With cost as a major concern, studios will not make movies locally simply because of the benefits to the area, Levy said.

“They have no scruples about where they make a movie, so they’re going to shoot a movie wherever it makes the most economic sense,” Levy said.

The decline in local productions was likely a major contributor to the decline in entertainment industry work, according to the Los Angeles County Economic Development Corporation report.

In 2008, the industry workforce of 141,400 in Los Angeles County was down from its all-time peak in 1997 of 148,600 jobs, but lost 9,000 jobs in the last year alone, the report said.

While no specific figures were available for Glendale or Burbank, the cities account for significant portions of entertainment industry workers and are home to the major studios that employ them, Kyser said.

“No matter who you talk to, people that work in the industry say it’s very difficult to get a job, and that means they’re going to reduce their spending in retail,” Kyser said. “Some of them have lost cars and may have lost their homes, so that has an impact on the community.”

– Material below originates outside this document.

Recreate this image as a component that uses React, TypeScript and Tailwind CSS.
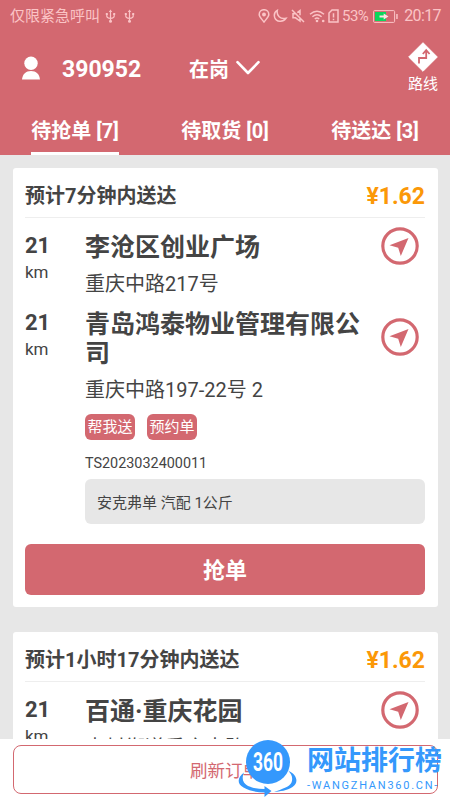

The impact passes on through businesses that serve the entertainment industry, from caterers and costume shops to rental houses and post-production companies, many of which are in Glendale and Burbank, where the entertainment industry accounts for the majority of economic activity, experts say.

Total film productions made in the area have also plummeted, according to the group.

Feature-film activity has declined in Los Angeles and other county areas for which permits are issued by the nonprofit FilmLA, an area that includes the Burbank Unified School District.

While there was an all-time high of 13,980 permitted days for feature films in 1996, that figure shrank to an all-time low of 4,976 days in 2009, according to FilmLA.

That decrease has likely been tied directly to job losses, because even production of a mid-budget film of $32 million, for example, creates 141 direct jobs, 425 indirect jobs and generates $4.1 million in sales and income taxes, according to the report.